- EXERCISE
Images are not part of the copy; transcribe all the data exactly.

- DATASET CONTENT
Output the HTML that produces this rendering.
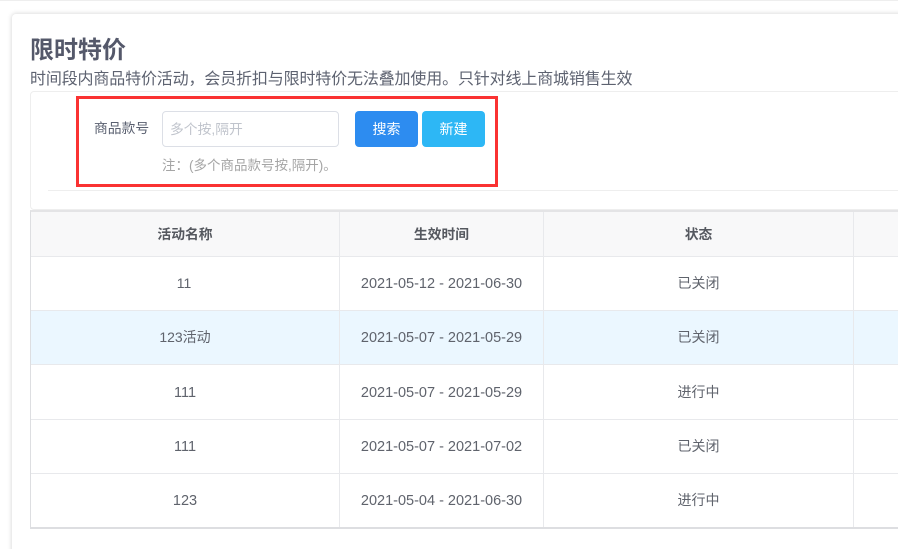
<!DOCTYPE html>
<html lang="zh">
<head>
<meta charset="utf-8">
<title>限时特价</title>
<style>
html,body{margin:0;padding:0;width:898px;height:549px;overflow:hidden;background:#fff}
body{position:relative;font-family:"Liberation Sans","Noto Sans CJK SC",sans-serif;color:#5f636e}
div{position:absolute;box-sizing:border-box}
.c{text-align:center;white-space:nowrap;font-size:14px;line-height:20px;color:#5f636c}
.d{font-size:14.5px;margin-top:1px}
.h{font-weight:bold;font-size:13.8px;color:#55585f;top:225px}
.hl{height:1px;left:31px;width:867px;background:#e8e9ec}
.vl{width:1px;top:212px;height:315px;background:#e8e9ec}
.btn{top:111px;width:63px;height:36px;border-radius:4px;color:#fff;font-size:14px;line-height:36px;text-align:center}
</style>
</head>
<body>
<div style="left:0;top:0;width:898px;height:1px;background:#eeeeee"></div>
<div style="left:12px;top:14px;width:900px;height:560px;background:#fff;border-radius:4px;box-shadow:0 0 4px 1px rgba(0,0,0,.13)"></div>

<div style="left:30px;top:36px;font-size:24px;line-height:30px;font-weight:bold;color:#54586a;white-space:nowrap">限时特价</div>
<div style="left:30px;top:70px;font-size:16px;letter-spacing:-.15px;line-height:20px;color:#5d6270;white-space:nowrap">时间段内商品特价活动，会员折扣与限时特价无法叠加使用。只针对线上商城销售生效</div>

<div style="left:30px;top:91px;width:880px;height:119px;border:1px solid #eeeeee;border-radius:4px"></div>
<div style="left:48px;top:190px;width:850px;height:1px;background:#eeeeee"></div>
<div style="left:76px;top:96px;width:422px;height:91px;border:3px solid #fa3232"></div>

<div style="left:94px;top:120px;font-size:13.8px;line-height:18px;color:#5a6070;white-space:nowrap">商品款号</div>
<div style="left:162px;top:111px;width:177px;height:36px;border:1px solid #dcdfe6;border-radius:4px;background:#fff;padding-left:7px;font-size:13.8px;line-height:35px;color:#c0c4cc;white-space:nowrap">多个按,隔开</div>
<div class="btn" style="left:355px;background:#2d8cf0">搜索</div>
<div class="btn" style="left:422px;background:#2db7f5">新建</div>
<div style="left:162px;top:157px;font-size:13.5px;line-height:18px;color:#a5a5a5;white-space:nowrap">注：(多个商品款号按,隔开)。</div>

<!-- table -->
<div style="left:30px;top:210px;width:868px;height:319px;border-top:2px solid #e4e4e6;border-left:1px solid #dddee1;border-bottom:2px solid #dddee1"></div>
<div style="left:31px;top:212px;width:867px;height:44px;background:#f8f8f9"></div>
<div style="left:31px;top:311px;width:867px;height:53px;background:#ebf7ff"></div>
<div class="hl" style="top:256px"></div>
<div class="hl" style="top:310px"></div>
<div class="hl" style="top:364px"></div>
<div class="hl" style="top:419px"></div>
<div class="hl" style="top:473px"></div>
<div class="vl" style="left:339px"></div>
<div class="vl" style="left:543px"></div>
<div class="vl" style="left:853px"></div>

<div class="c h" style="left:31px;width:308px">活动名称</div>
<div class="c h" style="left:340px;width:203px">生效时间</div>
<div class="c h" style="left:544px;width:309px">状态</div>

<div class="c" style="left:31px;width:306px;top:273px">11</div>
<div class="c d" style="left:340px;width:203px;top:273px">2021-05-12 - 2021-06-30</div>
<div class="c" style="left:544px;width:309px;top:273px">已关闭</div>

<div class="c" style="left:31px;width:308px;top:327px">123活动</div>
<div class="c d" style="left:340px;width:203px;top:327px">2021-05-07 - 2021-05-29</div>
<div class="c" style="left:544px;width:309px;top:327px">已关闭</div>

<div class="c d" style="left:31px;width:308px;top:382px">111</div>
<div class="c d" style="left:340px;width:203px;top:382px">2021-05-07 - 2021-05-29</div>
<div class="c" style="left:544px;width:309px;top:382px">进行中</div>

<div class="c d" style="left:31px;width:308px;top:436px">111</div>
<div class="c d" style="left:340px;width:203px;top:436px">2021-05-07 - 2021-07-02</div>
<div class="c" style="left:544px;width:309px;top:436px">已关闭</div>

<div class="c d" style="left:31px;width:308px;top:490px">123</div>
<div class="c d" style="left:340px;width:203px;top:490px">2021-05-04 - 2021-06-30</div>
<div class="c" style="left:544px;width:309px;top:490px">进行中</div>
</body>
</html>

- WRITTEN RESPONSE
Output the HTML that produces this rendering.
<!DOCTYPE html>
<html lang="zh">
<head>
<meta charset="utf-8">
<title>限时特价</title>
<style>
html,body{margin:0;padding:0;width:898px;height:549px;overflow:hidden;background:#fff}
body{position:relative;font-family:"Liberation Sans","Noto Sans CJK SC",sans-serif;color:#5f636e}
div{position:absolute;box-sizing:border-box}
.c{text-align:center;white-space:nowrap;font-size:14px;line-height:20px;color:#5f636c}
.d{font-size:14.5px;margin-top:1px}
.h{font-weight:bold;font-size:13.8px;color:#55585f;top:225px}
.hl{height:1px;left:31px;width:867px;background:#e8e9ec}
.vl{width:1px;top:212px;height:315px;background:#e8e9ec}
.btn{top:111px;width:63px;height:36px;border-radius:4px;color:#fff;font-size:14px;line-height:36px;text-align:center}
</style>
</head>
<body>
<div style="left:0;top:0;width:898px;height:1px;background:#eeeeee"></div>
<div style="left:12px;top:14px;width:900px;height:560px;background:#fff;border-radius:4px;box-shadow:0 0 4px 1px rgba(0,0,0,.13)"></div>

<div style="left:30px;top:36px;font-size:24px;line-height:30px;font-weight:bold;color:#54586a;white-space:nowrap">限时特价</div>
<div style="left:30px;top:70px;font-size:16px;letter-spacing:-.15px;line-height:20px;color:#5d6270;white-space:nowrap">时间段内商品特价活动，会员折扣与限时特价无法叠加使用。只针对线上商城销售生效</div>

<div style="left:30px;top:91px;width:880px;height:119px;border:1px solid #eeeeee;border-radius:4px"></div>
<div style="left:48px;top:190px;width:850px;height:1px;background:#eeeeee"></div>
<div style="left:76px;top:96px;width:422px;height:91px;border:3px solid #fa3232"></div>

<div style="left:94px;top:120px;font-size:13.8px;line-height:18px;color:#5a6070;white-space:nowrap">商品款号</div>
<div style="left:162px;top:111px;width:177px;height:36px;border:1px solid #dcdfe6;border-radius:4px;background:#fff;padding-left:7px;font-size:13.8px;line-height:35px;color:#c0c4cc;white-space:nowrap">多个按,隔开</div>
<div class="btn" style="left:355px;background:#2d8cf0">搜索</div>
<div class="btn" style="left:422px;background:#2db7f5">新建</div>
<div style="left:162px;top:157px;font-size:13.5px;line-height:18px;color:#a5a5a5;white-space:nowrap">注：(多个商品款号按,隔开)。</div>

<!-- table -->
<div style="left:30px;top:210px;width:868px;height:319px;border-top:2px solid #e4e4e6;border-left:1px solid #dddee1;border-bottom:2px solid #dddee1"></div>
<div style="left:31px;top:212px;width:867px;height:44px;background:#f8f8f9"></div>
<div style="left:31px;top:311px;width:867px;height:53px;background:#ebf7ff"></div>
<div class="hl" style="top:256px"></div>
<div class="hl" style="top:310px"></div>
<div class="hl" style="top:364px"></div>
<div class="hl" style="top:419px"></div>
<div class="hl" style="top:473px"></div>
<div class="vl" style="left:339px"></div>
<div class="vl" style="left:543px"></div>
<div class="vl" style="left:853px"></div>

<div class="c h" style="left:31px;width:308px">活动名称</div>
<div class="c h" style="left:340px;width:203px">生效时间</div>
<div class="c h" style="left:544px;width:309px">状态</div>

<div class="c" style="left:31px;width:306px;top:273px">11</div>
<div class="c d" style="left:340px;width:203px;top:273px">2021-05-12 - 2021-06-30</div>
<div class="c" style="left:544px;width:309px;top:273px">已关闭</div>

<div class="c" style="left:31px;width:308px;top:327px">123活动</div>
<div class="c d" style="left:340px;width:203px;top:327px">2021-05-07 - 2021-05-29</div>
<div class="c" style="left:544px;width:309px;top:327px">已关闭</div>

<div class="c d" style="left:31px;width:308px;top:382px">111</div>
<div class="c d" style="left:340px;width:203px;top:382px">2021-05-07 - 2021-05-29</div>
<div class="c" style="left:544px;width:309px;top:382px">进行中</div>

<div class="c d" style="left:31px;width:308px;top:436px">111</div>
<div class="c d" style="left:340px;width:203px;top:436px">2021-05-07 - 2021-07-02</div>
<div class="c" style="left:544px;width:309px;top:436px">已关闭</div>

<div class="c d" style="left:31px;width:308px;top:490px">123</div>
<div class="c d" style="left:340px;width:203px;top:490px">2021-05-04 - 2021-06-30</div>
<div class="c" style="left:544px;width:309px;top:490px">进行中</div>
</body>
</html>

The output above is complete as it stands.